Aaron, I'm more or less sympathetic to your position, but you haven't established anything, and you're not making much sense. For example, you say, correctly for what it's worth, that the early Christian theologians used the Greek version of the Hebrew Bible. (I'm not sure that "all" of them knew only Greek, however: Origen, for one, knew Hebrew.) So did many Jews in the Diaspora; that's why the Septuagint was produced in the first place; there was nothing specifically Christian about the LXX.

So where did those early Christian theologians come from? All I can make out from what you've written here is that they were just there, somehow, and misread or misinterpreted the Hebrew Bible because they read it in Greek. If they just wanted to claim continuity with Hebrew tradition, why move Joshua / Jesus ahead by a millennium or two, connecting him with historical figures like Pilate and having him crucified, which isn't a comfortable fit with Jewish concepts?

Not only Jewish priests but Jewish kings were anointed with oil, and the term 'anointed' was used more broadly just in the Hebrew Bible, for just about anyone especially favored by Yahweh: prophets, for instance, and sometimes all of Israel.

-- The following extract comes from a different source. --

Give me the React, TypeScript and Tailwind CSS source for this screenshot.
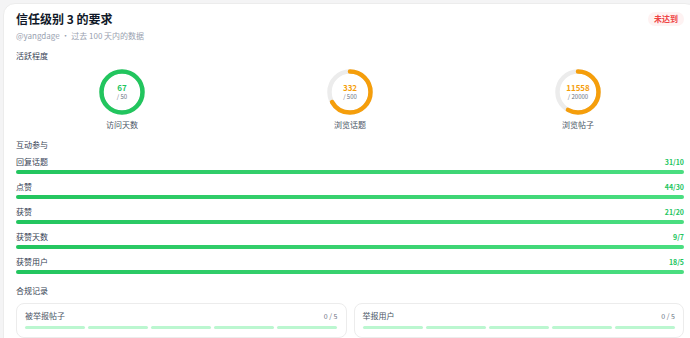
import React from 'react';

// 活跃程度的环形指标
const rings = [
  { label: '访问天数', value: 67, goal: 50, color: '#22c55e' },
  { label: '浏览话题', value: 332, goal: 500, color: '#f59e0b' },
  { label: '浏览帖子', value: 11558, goal: 20000, color: '#f59e0b' },
];

// 互动参与的进度条
const bars = [
  { label: '回复话题', value: 31, goal: 10 },
  { label: '点赞', value: 44, goal: 30 },
  { label: '获赞', value: 21, goal: 20 },
  { label: '获赞天数', value: 9, goal: 7 },
  { label: '获赞用户', value: 18, goal: 5 },
];

const records = [
  { label: '被举报帖子', value: 0, goal: 5 },
  { label: '举报用户', value: 0, goal: 5 },
];

function Ring({ value, goal, color }: { value: number; goal: number; color: string }) {
  const r = 20.5;
  const c = 2 * Math.PI * r;
  const pct = Math.min(value / goal, 1);
  return (
    <div className="relative w-[46px] h-[46px]">
      <svg width="46" height="46" viewBox="0 0 46 46" className="-rotate-90">
        <circle cx="23" cy="23" r={r} fill="none" stroke="#ececec" strokeWidth="4.5" />
        <circle
          cx="23"
          cy="23"
          r={r}
          fill="none"
          stroke={color}
          strokeWidth="4.5"
          strokeLinecap="round"
          strokeDasharray={`${c * pct} ${c}`}
        />
      </svg>
      <div className="absolute inset-0 flex flex-col items-center justify-center leading-none">
        <span className="text-[8px] font-bold" style={{ color }}>
          {value}
        </span>
        <span className="text-[6px] text-gray-500 mt-[2px]">/ {goal}</span>
      </div>
    </div>
  );
}

export default function App() {
  return (
    <div
      className="w-[690px] h-[338px] overflow-hidden bg-[#f4f4f5] pl-[3px] pt-[3px]"
      style={{ fontFamily: '"Noto Sans CJK SC", "Noto Sans", sans-serif' }}
    >
      <div className="w-[694px] h-[360px] bg-white rounded-xl border border-[#ececec] px-[12px] pt-[7px]">
        {/* 标题 */}
        <div className="flex items-center justify-between h-[16px]">
          <h1 className="text-[12px] font-bold text-gray-900 leading-[16px]">信任级别 3 的要求</h1>
          <span className="rounded-full bg-[#fef2f2] text-[#ef4444] text-[8px] font-bold px-[6px] py-[2px] leading-[10px]">
            未达到
          </span>
        </div>
        <p className="text-[8px] text-gray-400 mt-[3px] leading-[12px]">@yangdage · 过去 100 天内的数据</p>

        {/* 活跃程度 */}
        <p className="text-[8px] text-gray-700 mt-[8px] leading-[12px]">活跃程度</p>
        <div className="grid grid-cols-3 gap-4 mt-[7px]">
          {rings.map((r) => (
            <div key={r.label} className="flex flex-col items-center">
              <Ring value={r.value} goal={r.goal} color={r.color} />
              <span className="text-[8px] text-gray-600 mt-[4px] leading-[12px]">{r.label}</span>
            </div>
          ))}
        </div>

        {/* 互动参与 */}
        <p className="text-[8px] text-gray-700 mt-[8px] leading-[12px]">互动参与</p>
        <div className="flex flex-col gap-[7px] mt-[5px]">
          {bars.map((b) => (
            <div key={b.label}>
              <div className="flex justify-between items-center h-[12px]">
                <span className="text-[8px] text-gray-700 leading-[12px]">{b.label}</span>
                <span className="text-[7px] font-bold text-[#22c55e] leading-[12px]">
                  {b.value}/{b.goal}
                </span>
              </div>
              <div className="h-[4px] rounded-full bg-gray-100 mt-[2px]">
                <div className="h-full rounded-full bg-gradient-to-r from-[#22c55e] to-[#4ade80] w-full" />
              </div>
            </div>
          ))}
        </div>

        {/* 合规记录 */}
        <p className="text-[8px] text-gray-700 mt-[11px] leading-[12px]">合规记录</p>
        <div className="grid grid-cols-2 gap-[7px] mt-[6px]">
          {records.map((r) => (
            <div key={r.label} className="border border-[#ececec] rounded-lg px-[8px] pt-[6px] pb-[8px]">
              <div className="flex justify-between items-center h-[12px]">
                <span className="text-[8px] text-gray-600 leading-[12px]">{r.label}</span>
                <span className="text-[7px] text-gray-500 leading-[12px]">
                  {r.value} / {r.goal}
                </span>
              </div>
              <div className="flex gap-[3px] mt-[4px]">
                {Array.from({ length: r.goal }).map((_, i) => (
                  <div key={i} className="flex-1 h-[3px] rounded-full bg-[#bbf7d0]" />
                ))}
              </div>
            </div>
          ))}
        </div>
      </div>
    </div>
  );
}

I can't figure out what this has to do with your claims about Jesus and early Christianity.

None of this implies that the gospels are historically accurate, of course. They're not. But it doesn't follow that they are therefore "literary criticism."

You're wrong, too, about 150 as the date for the canonical gospels; even the most critical scholars I know of put them around 70-150 CE. The New Testament is not "a document" but a collection or amalgamation of documents. It wasn't called "the New Testament" until after the several documents were written and brought together, and as for the idea that "'testamentum' is just the Latin word for 'law'", um, no. You should also look at Paul's Espistle to the Galatians on that issue; it's a good deal older than Augustine.

The Promiscuous Reader said...

Oh, and P.S.: The "Old Testament" isn't history either.

Aaron said...

Yo, Pro!

I don't know what "critical scholars" you're talkin about, but reputable historians (e.g. Hopkins) go for the latish second century. There was no concept of a Christian canon until the collection of Marcion circa 140, so your periodization doesn't even make sense. Regarding the texts themselves, it is hard to know, since the oldest surviving physical papyrus fragment (from John) dates to 125, the rest to the late 2nd century and thereafter, and the earliest intact codex is post-Constantine. As we can see plainly from Nag Hammadi, people monkeyed around with language and plot quite a bit until the canon was fixed.

But this is all a red herring. The text of the Alexandrian Greek Pentateuch was fixed by about 150 B.C., and that is what the people who wrote the gospels, whenever they wrote them, were responding to.

Not sure what parallel universe you plucked your other complaints from, it's either non sequiturs or stuff I didn't say. My point was that 'Jesus Christ' in the Greek Gospels and apostolic letters is an obviously allegorical figure of succession based on a reading of the Greek Pentateuch. It signified rejection of existing temporal and spiritual authority within the "Bible community." All the early Church ideologists took this position, Tertullian's "new testament" was only its most succinct expression.

But since you mention it, kings were not called "christos" in the Pentateuch. That title was reserved for Aaron and his successors as high priest. One sees plainly from Judges that the very existence of kings was theologically controversial, let alone their anointing. Based on the current version of the Pentateuch, the Judean monarchs including David would seem to be descended from a roadside commercial fuck--probably to be taken as a vote of no confidence.

Summing up, while I certainly never argued that the early Christians were bad readers (exactly the opposite--creative readers, but very thorough ones!) I would venture to say that you are a bad reader. I wish you a happy Sunday anyway!

Anonymous said...

How about "Christians Against Health Care!" a la "Billionaires For Bush!" We'll show up at events with signs reading "Gen 4:9", "We are NOT our brother's keeper!" and "Healing the sick is [The] Jesus's business, not the Government's!", and what have you. Should be a good time.